# What is asked:
Quote the data below in full, minus the images.

# Dataset content:
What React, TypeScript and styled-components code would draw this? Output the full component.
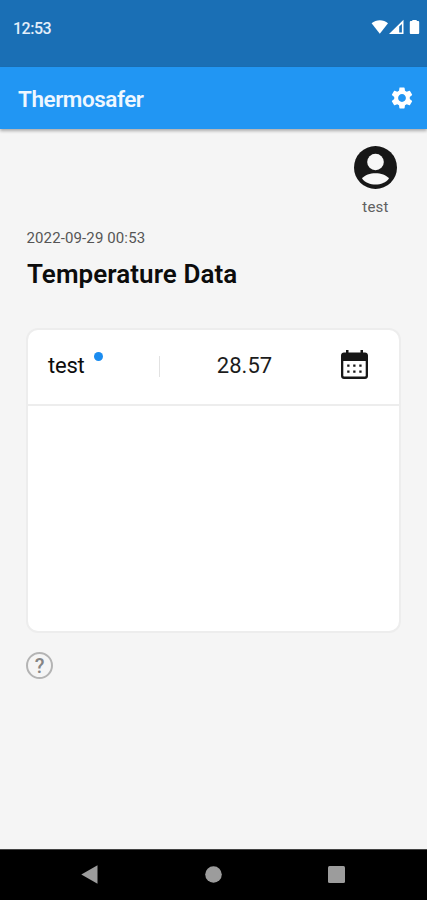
import React from "react";
import styled, { createGlobalStyle } from "styled-components";
import { MdSettings } from "react-icons/md";

const GlobalStyle = createGlobalStyle`
  *, *::before, *::after { box-sizing: border-box; }
  body { margin: 0; background: #f5f5f5; font-family: Roboto, sans-serif; }
  svg { display: block; flex: none; }
`;

const Screen = styled.div`
  display: flex;
  flex-direction: column;
  width: 427px;
  height: 900px;
  overflow: hidden;
  background: #f5f5f5;
  color: #0c0c0c;
`;

const StatusBar = styled.header`
  display: flex;
  justify-content: space-between;
  flex: none;
  height: 67px;
  padding: 19px 6px 0 13px;
  background: #1a6fb5;
`;

const Clock = styled.time`
  font-size: 16px;
  line-height: 19px;
  font-weight: 500;
  letter-spacing: -0.5px;
  color: #e3eefa;
`;

const AppBar = styled.div`
  display: flex;
  align-items: center;
  justify-content: space-between;
  flex: none;
  height: 62px;
  padding: 1px 12.5px 0 18px;
  background: #2196f3;
  color: #fff;
  box-shadow: 0 2px 3px rgba(0, 0, 0, 0.3);
`;

const AppTitle = styled.h1`
  margin: 0;
  font-size: 22.5px;
  line-height: 28px;
  font-weight: 600;
  letter-spacing: -0.45px;
  color: #eef7ff;
`;

const IconButton = styled.button`
  display: flex;
  padding: 0;
  border: 0;
  background: none;
  color: inherit;
`;

const SettingsButton = styled(IconButton)`
  margin-bottom: 1px;
`;

const Content = styled.main`
  display: flex;
  flex-direction: column;
  flex: 1;
  padding: 17px 26px 0;
`;

const Profile = styled.div`
  display: flex;
  flex-direction: column;
  align-items: center;
  align-self: flex-end;
  width: 51px;
  gap: 8px;
`;

const UserName = styled.span`
  font-size: 15px;
  line-height: 20px;
  letter-spacing: 0.2px;
  color: #606060;
`;

const Timestamp = styled.time`
  margin: 11px 0 0 0.5px;
  font-size: 15px;
  line-height: 20px;
  letter-spacing: 0.12px;
  color: #555;
`;

const Heading = styled.h2`
  margin: 10px 0 38px 1px;
  font-size: 26px;
  line-height: 32px;
  font-weight: 600;
  letter-spacing: 0.06px;
`;

const Card = styled.section`
  width: 375px;
  height: 305px;
  border: 2px solid #ededed;
  border-radius: 12px;
  background: #fff;
`;

const SensorRow = styled.div`
  display: grid;
  grid-template-columns: 132px 169px 1fr;
  align-items: center;
  height: 76px;
  padding-bottom: 2px;
  border-bottom: 2px solid #ededed;
`;

const SensorName = styled.div`
  display: flex;
  align-items: center;
  gap: 9px;
  height: 21px;
  padding-left: 20px;
  border-right: 1.5px solid #e2e2e2;
  font-size: 22px;
  line-height: 28px;
  letter-spacing: -0.2px;
`;

const OnlineDot = styled.span`
  width: 9px;
  height: 9px;
  margin-bottom: 19px;
  border-radius: 50%;
  background: #1a8cf0;
`;

const Reading = styled.div`
  text-align: center;
  font-size: 22px;
  line-height: 28px;
  color: #1c1c1c;
`;

const CalendarButton = styled(IconButton)`
  padding: 0 0 4px 12px;
`;

const HelpButton = styled.button`
  display: flex;
  align-items: center;
  justify-content: center;
  width: 27px;
  height: 27px;
  margin-top: 19px;
  padding: 0;
  border: 2px solid #b4b4b4;
  border-radius: 50%;
  background: none;
  color: #858585;
  font: 500 20px/24px Roboto, sans-serif;
`;

const NavBar = styled.nav`
  display: flex;
  align-items: center;
  justify-content: space-between;
  flex: none;
  height: 51px;
  padding: 0 82px 2px 81px;
  border-top: 1px solid #444;
  background: #000;
  color: #9c9c9c;
`;

const StatusIcons = () => (
  <svg width="50" height="16" viewBox="0 0 50 16" fill="#fff" aria-hidden="true">
    <path d="M.6 4.3C5.2.3 12.6.3 17 4.3L8.8 14.8Z" />
    <path fillRule="evenodd" d="M18 15 32.500 .8V15ZM28.200 7.500V13.400H30.900V4.900Z" />
    <path d="M41.3 1h4.400v1h1.300c.7 0 1.200.5 1.200 1.200v10.500c0 .8-.5 1.300-1.200 1.300h-7c-.7 0-1.200-.5-1.200-1.300V3.200c0-.7.5-1.200 1.200-1.200h1.300Z" />
  </svg>
);

const Avatar = () => (
  <svg width="43" height="43" viewBox="0 0 43 43" aria-hidden="true">
    <circle cx="21.500" cy="21.500" r="21.500" fill="#171717" />
    <circle cx="21.500" cy="16" r="8.300" fill="#f7f7f7" />
    <path d="M8 32.500C13.500 25.500 29.500 25.500 35 32.500 29 40.500 14 40.500 8 32.500Z" fill="#f7f7f7" />
  </svg>
);

const CalendarIcon = () => (
  <svg width="27" height="29" viewBox="0 0 27 29" fill="#171717" aria-hidden="true">
    <path
      fillRule="evenodd"
      d="M5 0h2.500v2.500h12V0H22v2.500h2c1.700 0 3 1.300 3 3V26c0 1.700-1.300 3-3 3H3c-1.700 0-3-1.300-3-3V5.500c0-1.700 1.300-3 3-3h2ZM2.300 11v14.600c0 .6.400 1 1 1h20.400c.6 0 1-.4 1-1V11Z"
    />
    <path d="M6.200 14.500h2.300v2.300H6.200ZM12.200 14.500h2.300v2.300h-2.300ZM18.300 14.500h2.300v2.300h-2.300ZM6.200 20.500h2.300v2.300H6.200ZM12.200 20.500h2.300v2.300h-2.300ZM18.300 20.500h2.300v2.300h-2.300Z" />
  </svg>
);

const BackIcon = () => (
  <svg width="17" height="19" viewBox="0 0 17 19" fill="currentColor" aria-hidden="true">
    <path d="M.3 9.500 16.500.3v18.400Z" />
  </svg>
);

const HomeIcon = () => (
  <svg width="17" height="17" viewBox="0 0 17 17" fill="currentColor" aria-hidden="true">
    <circle cx="8.500" cy="8.500" r="8.300" />
  </svg>
);

const RecentsIcon = () => (
  <svg width="17" height="17" viewBox="0 0 17 17" fill="currentColor" aria-hidden="true">
    <rect width="17" height="17" rx="1.500" />
  </svg>
);

export default function App() {
  return (
    <>
      <GlobalStyle />
      <Screen>
        <StatusBar>
          <Clock>12:53</Clock>
          <StatusIcons />
        </StatusBar>
        <AppBar>
          <AppTitle>Thermosafer</AppTitle>
          <SettingsButton aria-label="Settings">
            <MdSettings size={26} />
          </SettingsButton>
        </AppBar>
        <Content>
          <Profile>
            <Avatar />
            <UserName>test</UserName>
          </Profile>
          <Timestamp>2022-09-29 00:53</Timestamp>
          <Heading>Temperature Data</Heading>
          <Card>
            <SensorRow>
              <SensorName>
                test
                <OnlineDot />
              </SensorName>
              <Reading>28.57</Reading>
              <CalendarButton aria-label="Calendar">
                <CalendarIcon />
              </CalendarButton>
            </SensorRow>
          </Card>
          <HelpButton aria-label="Help">?</HelpButton>
        </Content>
        <NavBar>
          <IconButton aria-label="Back">
            <BackIcon />
          </IconButton>
          <IconButton aria-label="Home">
            <HomeIcon />
          </IconButton>
          <IconButton aria-label="Recents">
            <RecentsIcon />
          </IconButton>
        </NavBar>
      </Screen>
    </>
  );
}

# The output:
What React, TypeScript and styled-components code would draw this? Output the full component.
import React from "react";
import styled, { createGlobalStyle } from "styled-components";
import { MdSettings } from "react-icons/md";

const GlobalStyle = createGlobalStyle`
  *, *::before, *::after { box-sizing: border-box; }
  body { margin: 0; background: #f5f5f5; font-family: Roboto, sans-serif; }
  svg { display: block; flex: none; }
`;

const Screen = styled.div`
  display: flex;
  flex-direction: column;
  width: 427px;
  height: 900px;
  overflow: hidden;
  background: #f5f5f5;
  color: #0c0c0c;
`;

const StatusBar = styled.header`
  display: flex;
  justify-content: space-between;
  flex: none;
  height: 67px;
  padding: 19px 6px 0 13px;
  background: #1a6fb5;
`;

const Clock = styled.time`
  font-size: 16px;
  line-height: 19px;
  font-weight: 500;
  letter-spacing: -0.5px;
  color: #e3eefa;
`;

const AppBar = styled.div`
  display: flex;
  align-items: center;
  justify-content: space-between;
  flex: none;
  height: 62px;
  padding: 1px 12.5px 0 18px;
  background: #2196f3;
  color: #fff;
  box-shadow: 0 2px 3px rgba(0, 0, 0, 0.3);
`;

const AppTitle = styled.h1`
  margin: 0;
  font-size: 22.5px;
  line-height: 28px;
  font-weight: 600;
  letter-spacing: -0.45px;
  color: #eef7ff;
`;

const IconButton = styled.button`
  display: flex;
  padding: 0;
  border: 0;
  background: none;
  color: inherit;
`;

const SettingsButton = styled(IconButton)`
  margin-bottom: 1px;
`;

const Content = styled.main`
  display: flex;
  flex-direction: column;
  flex: 1;
  padding: 17px 26px 0;
`;

const Profile = styled.div`
  display: flex;
  flex-direction: column;
  align-items: center;
  align-self: flex-end;
  width: 51px;
  gap: 8px;
`;

const UserName = styled.span`
  font-size: 15px;
  line-height: 20px;
  letter-spacing: 0.2px;
  color: #606060;
`;

const Timestamp = styled.time`
  margin: 11px 0 0 0.5px;
  font-size: 15px;
  line-height: 20px;
  letter-spacing: 0.12px;
  color: #555;
`;

const Heading = styled.h2`
  margin: 10px 0 38px 1px;
  font-size: 26px;
  line-height: 32px;
  font-weight: 600;
  letter-spacing: 0.06px;
`;

const Card = styled.section`
  width: 375px;
  height: 305px;
  border: 2px solid #ededed;
  border-radius: 12px;
  background: #fff;
`;

const SensorRow = styled.div`
  display: grid;
  grid-template-columns: 132px 169px 1fr;
  align-items: center;
  height: 76px;
  padding-bottom: 2px;
  border-bottom: 2px solid #ededed;
`;

const SensorName = styled.div`
  display: flex;
  align-items: center;
  gap: 9px;
  height: 21px;
  padding-left: 20px;
  border-right: 1.5px solid #e2e2e2;
  font-size: 22px;
  line-height: 28px;
  letter-spacing: -0.2px;
`;

const OnlineDot = styled.span`
  width: 9px;
  height: 9px;
  margin-bottom: 19px;
  border-radius: 50%;
  background: #1a8cf0;
`;

const Reading = styled.div`
  text-align: center;
  font-size: 22px;
  line-height: 28px;
  color: #1c1c1c;
`;

const CalendarButton = styled(IconButton)`
  padding: 0 0 4px 12px;
`;

const HelpButton = styled.button`
  display: flex;
  align-items: center;
  justify-content: center;
  width: 27px;
  height: 27px;
  margin-top: 19px;
  padding: 0;
  border: 2px solid #b4b4b4;
  border-radius: 50%;
  background: none;
  color: #858585;
  font: 500 20px/24px Roboto, sans-serif;
`;

const NavBar = styled.nav`
  display: flex;
  align-items: center;
  justify-content: space-between;
  flex: none;
  height: 51px;
  padding: 0 82px 2px 81px;
  border-top: 1px solid #444;
  background: #000;
  color: #9c9c9c;
`;

const StatusIcons = () => (
  <svg width="50" height="16" viewBox="0 0 50 16" fill="#fff" aria-hidden="true">
    <path d="M.6 4.3C5.2.3 12.6.3 17 4.3L8.8 14.8Z" />
    <path fillRule="evenodd" d="M18 15 32.500 .8V15ZM28.200 7.500V13.400H30.900V4.900Z" />
    <path d="M41.3 1h4.400v1h1.300c.7 0 1.200.5 1.200 1.200v10.500c0 .8-.5 1.300-1.200 1.300h-7c-.7 0-1.200-.5-1.200-1.300V3.200c0-.7.5-1.200 1.200-1.200h1.300Z" />
  </svg>
);

const Avatar = () => (
  <svg width="43" height="43" viewBox="0 0 43 43" aria-hidden="true">
    <circle cx="21.500" cy="21.500" r="21.500" fill="#171717" />
    <circle cx="21.500" cy="16" r="8.300" fill="#f7f7f7" />
    <path d="M8 32.500C13.500 25.500 29.500 25.500 35 32.500 29 40.500 14 40.500 8 32.500Z" fill="#f7f7f7" />
  </svg>
);

const CalendarIcon = () => (
  <svg width="27" height="29" viewBox="0 0 27 29" fill="#171717" aria-hidden="true">
    <path
      fillRule="evenodd"
      d="M5 0h2.500v2.500h12V0H22v2.500h2c1.700 0 3 1.300 3 3V26c0 1.700-1.300 3-3 3H3c-1.700 0-3-1.300-3-3V5.500c0-1.700 1.300-3 3-3h2ZM2.300 11v14.600c0 .6.400 1 1 1h20.400c.6 0 1-.4 1-1V11Z"
    />
    <path d="M6.200 14.500h2.300v2.300H6.200ZM12.200 14.500h2.300v2.300h-2.300ZM18.300 14.500h2.300v2.300h-2.300ZM6.200 20.500h2.300v2.300H6.200ZM12.200 20.500h2.300v2.300h-2.300ZM18.300 20.500h2.300v2.300h-2.300Z" />
  </svg>
);

const BackIcon = () => (
  <svg width="17" height="19" viewBox="0 0 17 19" fill="currentColor" aria-hidden="true">
    <path d="M.3 9.500 16.500.3v18.400Z" />
  </svg>
);

const HomeIcon = () => (
  <svg width="17" height="17" viewBox="0 0 17 17" fill="currentColor" aria-hidden="true">
    <circle cx="8.500" cy="8.500" r="8.300" />
  </svg>
);

const RecentsIcon = () => (
  <svg width="17" height="17" viewBox="0 0 17 17" fill="currentColor" aria-hidden="true">
    <rect width="17" height="17" rx="1.500" />
  </svg>
);

export default function App() {
  return (
    <>
      <GlobalStyle />
      <Screen>
        <StatusBar>
          <Clock>12:53</Clock>
          <StatusIcons />
        </StatusBar>
        <AppBar>
          <AppTitle>Thermosafer</AppTitle>
          <SettingsButton aria-label="Settings">
            <MdSettings size={26} />
          </SettingsButton>
        </AppBar>
        <Content>
          <Profile>
            <Avatar />
            <UserName>test</UserName>
          </Profile>
          <Timestamp>2022-09-29 00:53</Timestamp>
          <Heading>Temperature Data</Heading>
          <Card>
            <SensorRow>
              <SensorName>
                test
                <OnlineDot />
              </SensorName>
              <Reading>28.57</Reading>
              <CalendarButton aria-label="Calendar">
                <CalendarIcon />
              </CalendarButton>
            </SensorRow>
          </Card>
          <HelpButton aria-label="Help">?</HelpButton>
        </Content>
        <NavBar>
          <IconButton aria-label="Back">
            <BackIcon />
          </IconButton>
          <IconButton aria-label="Home">
            <HomeIcon />
          </IconButton>
          <IconButton aria-label="Recents">
            <RecentsIcon />
          </IconButton>
        </NavBar>
      </Screen>
    </>
  );
}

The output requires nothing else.